Epic was approached for a two-month stock of 100,000, the minister said, but it insisted that its minimum order should be 500,000. “The company also said it needs eight to six weeks to deliver, and it does not give an exact date,” he maintained. The Sunday Times did not verify this independently from Epic.

In the meantime, the department cut down the number of passports it was issuing each day—“to cater to urgent cases.”

Minister Alles did not confirm how many MRPs would be provided by Thales. “They will keep supplying even up to 750,000 starting from mid-October,” he said. And, while the Public Security Ministry has agreed to this interim solution with Thales, the company has not stated the price at which the non-electronic ordinary passports will be supplied to the department.

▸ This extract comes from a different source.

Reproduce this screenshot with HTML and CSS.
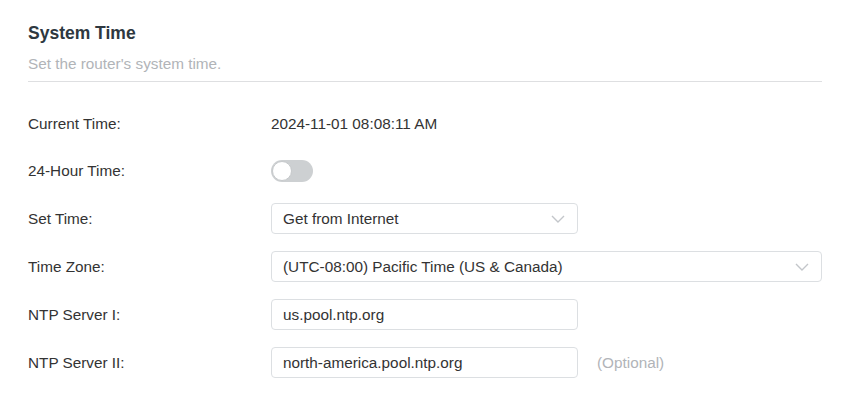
FILE: index.html
```html
<!DOCTYPE html>
<html lang="en">
<head>
<meta charset="utf-8">
<title>System Time</title>
<link rel="stylesheet" href="styles.css">
</head>
<body>
<div class="panel">
  <div class="header">
    <h2 class="title">System Time</h2>
    <p class="subtitle">Set the router's system time.</p>
  </div>
  <div class="form">
    <div class="row">
      <div class="label">Current Time:</div>
      <div class="value">2024-11-01 08:08:11 AM</div>
    </div>
    <div class="row">
      <div class="label">24-Hour Time:</div>
      <div class="value"><span class="toggle"><span class="knob"></span></span></div>
    </div>
    <div class="row tall">
      <div class="label">Set Time:</div>
      <div class="value">
        <div class="field select narrow">
          <span class="field-text">Get from Internet</span>
          <svg class="chevron" width="14" height="8" viewBox="0 0 14 8"><path d="M1 1 L7 7 L13 1" fill="none" stroke="#c3c6ca" stroke-width="1.4"/></svg>
        </div>
      </div>
    </div>
    <div class="row tall">
      <div class="label">Time Zone:</div>
      <div class="value">
        <div class="field select wide">
          <span class="field-text">(UTC-08:00) Pacific Time (US &amp; Canada)</span>
          <svg class="chevron" width="14" height="8" viewBox="0 0 14 8"><path d="M1 1 L7 7 L13 1" fill="none" stroke="#c3c6ca" stroke-width="1.4"/></svg>
        </div>
      </div>
    </div>
    <div class="row tall">
      <div class="label">NTP Server I:</div>
      <div class="value">
        <div class="field narrow"><span class="field-text">us.pool.ntp.org</span></div>
      </div>
    </div>
    <div class="row tall">
      <div class="label">NTP Server II:</div>
      <div class="value">
        <div class="field narrow"><span class="field-text">north-america.pool.ntp.org</span></div>
        <span class="hint">(Optional)</span>
      </div>
    </div>
  </div>
</div>
</body>
</html>
```

FILE: styles.css
```css
html, body {
  margin: 0;
  padding: 0;
  background: #ffffff;
}
body {
  font-family: "Liberation Sans", Arial, sans-serif;
  color: #333333;
  font-size: 15.3px;
}
.panel {
  padding: 22px 44px 0 28px;
}
.header {
  border-bottom: 1px solid #dedfe1;
  padding-bottom: 8px;
}
.title {
  margin: 0;
  font-size: 17.5px;
  font-weight: bold;
  color: #2e3840;
  line-height: 22px;
}
.subtitle {
  margin: 11px 0 0 0;
  font-size: 15.3px;
  color: #b1b4b8;
  line-height: 18px;
}
.form {
  padding-top: 27px;
  display: flex;
  flex-direction: column;
  gap: 17px;
}
.row {
  display: flex;
  align-items: center;
  height: 30px;
}
.row.tall {
  height: 31px;
}
.label {
  width: 243px;
  flex: none;
  line-height: 18px;
}
.value {
  display: flex;
  align-items: center;
  flex: 1;
  line-height: 18px;
}
.toggle {
  position: relative;
  display: block;
  width: 42px;
  height: 22px;
  border-radius: 11px;
  background: #cdd0d2;
}
.knob {
  position: absolute;
  left: 1px;
  top: 1px;
  width: 20px;
  height: 20px;
  border-radius: 50%;
  background: #ffffff;
  box-sizing: border-box;
  border: 1px solid #c6c9cb;
}
.field {
  box-sizing: border-box;
  height: 31px;
  border: 1px solid #dcdfe2;
  border-radius: 4px;
  display: flex;
  align-items: center;
  padding: 0 12px 0 11px;
}
.narrow { width: 307px; }
.wide { width: 551px; }
.field-text {
  flex: 1;
  color: #333333;
}
.chevron {
  flex: none;
}
.hint {
  margin-left: 19px;
  color: #b1b4b8;
}
```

“They have said they will reduce a little, they haven’t given the price yet,” the minister said. “Because, see, they are now trying to do a favour for us because they have to change their entire printing process.”

“Only the chip is not there” in the books Thales will supply,” he continued. “What we have said is to reduce the price of the chip.” Even if they sold a book at US$ 5.05, the minister explained, it was still cheaper than US$ 5.89 which the existing supplier quoted.

At the rate of 4.62 Euros, the total cost of 750,000 normal passports—assuming Thales does not reduce the price—will be Euros 3,465,000 or Rs. 1.137 billion. “For me, more than the price, I was trying to see how fast we can get something,” Minister Alles said.